Good Morning: Monday, August 13

It’s Monday again. We hope you have electricity. Saturday’s storm took out the power for thousands, and many homes were still juiceless Sunday afternoon. Our sympathies. It’s frustrating, and there’s nothing you can do about it. Everything electronic looks stupid, somehow – inert useless boxes waiting for the kiss of life. You give up on the freezer – the ice cream liquefies to glop; the frozen meat slumps; the shrimp turns to the dark side. The laptop runs down and the cellphone battery dries up. You have that strange unnerving reminder that modern life can be undone in a day. Two, tops.

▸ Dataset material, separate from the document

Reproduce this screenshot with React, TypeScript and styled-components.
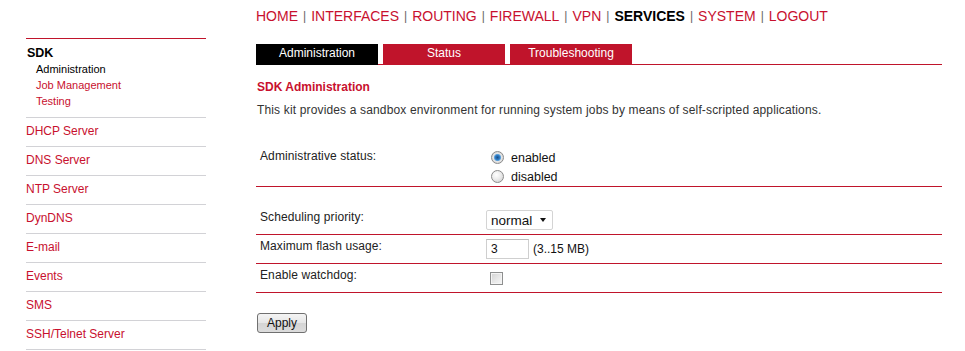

Ah, but doesn’t this have its own rewards? This is how life used to be. The good old days before the battering clatter of TV and radio hammered our eardrums all day, when a family sat down at night for candle-powered magic-lantern shows instead of Xbox bloodfests, when Father read the Good Book by gaslight while Mother sewed in her rocking chair, frequently stabbing her finger because the light was low. But she had a callus. Kids today, they don’t know about low-light needle calluses. You sit on the porch, sipping a lime rickey – whatever that is is – savoring the last small slivers of ice, fanning yourself with a magazine, watching the neighbors pass on their nightly perambulations as the sun slides down and the world slowly lowers into the warm bath of night. You can’t help but think how simpler life was once, how easily the timeless rhythms of the day reassert themselves once the rude blare of the electrical bulb has been silenced, how so many things on which you thought you depended can be easily replaced.

Man, this stinks. Enough with the Our Town scenario. Make with the volts, mac.

An hour later the power comes back and everything in the house leaps to life – the air conditioner spools up, the appliances brighten and blink their twelves, begging to be reset; the TV yells and the computer reconnects to the vast ululating web.

Did you check buzz.mn to see if we’d finally gotten around to the great lawn-chair recall story? Sorry about that, chief. Check back around 10:30.


Posted in   James_Lileks's blog | login to post comments

Power outages

Out here in the Seattle area, we had a major power outage last December, the result of an extended period of heavy rains (that caused major flooding in some areas, my brother had floodwater a block from his house) followed by a windstorm that took down thousands of trees. My parents had a tree go down in their yard, but fortunately it fell away from the house (other people weren't so lucky.) We were also lucky that our power was only out for about a day and a half. Even though crews got brought in from as far away as Colorado to fix the damage, there were still places that lost power for as much as two weeks. Fortunately I had some preparations for it, but I'm pretty sure I could still do better...


Lime Rickey

3/4 oz. fresh lime juice
1 oz. simple syrup
Angostura bitters to taste
Club soda to fill a Collins of ice tea glass

If you are not the designated driver, you can have a Gin Rickey if you substitute 1.5 oz. gin for the syrup and omit the bitters.


Rolling Blackouts

In some areas of the U.S. the summer heat can be so sweltering that rolling blackouts may occur to try to conserve energy. We had one occur last Thursday afternoon. The area I work in is prone to "brown-outs" during the summer, mainly in August. We have to remember to save anything we're working on every minute or so, to make sure we don't suffer too much.


Be glad it was just an hour.

Be glad it was just an hour. It was two and a half weeks for where I ended up after Katrina.I didn't notice it as much as I might have, since I was driving over a hundred miles each way to & from work at a hospital in the New Orleans area and basically had time to walk the dog, scarf down a MRE, and get some sleep before turning around & doing it all again. Not sure if I was more happy to see the power back on out where I was staying, or the Highway 11 bridge being reopened to civilian traffic and thus cutting about a third out of my daily commute.


Sorry. Can't Relate At All

Storms got me drenched on Sunday. We walked to Dim Sum (my nephew and his girlfriend and I) and none of us thought to bring umbrellas - living on the edge in the big city, I suppose - but no power outage.

And I drank a Cream Soda, not a Lime Rickey anyway.


It's interesting that on

It's interesting that on Michael Totten's blog ( www.michaeltotten.com ) he has a long post of an interview with an Iraqi interpreter who says that the number one thing we could do to stop violence in Iraq is to get the electricity on continuously.


Life without power

My house was one of the ones that had no power for 5 days thanks to the great Seattle windstorm last winter. Thankfully, the local Fred Meyer got power back the next day, so we could at least purchase dry goods. Only thing we could really do was boil water on top of the fireplace insert. Lots of cocoa and cup o' noodles. And, being winter, the sun didn't come up until 8 and it went down around 4:30. We even had to buy a regular corded phone, because the cordless phone was a brick without electricity.

I'd never experienced a power outage of any length longer than a few hours before. It was quite an learning experience.


Callus?

Dude, the callus comes on the right hand, from pushing the needle -- index or middle finger, depending on technique. You don't get a callus from sticking yourself; that's called a "scab", and it's God's way of telling you to aim better.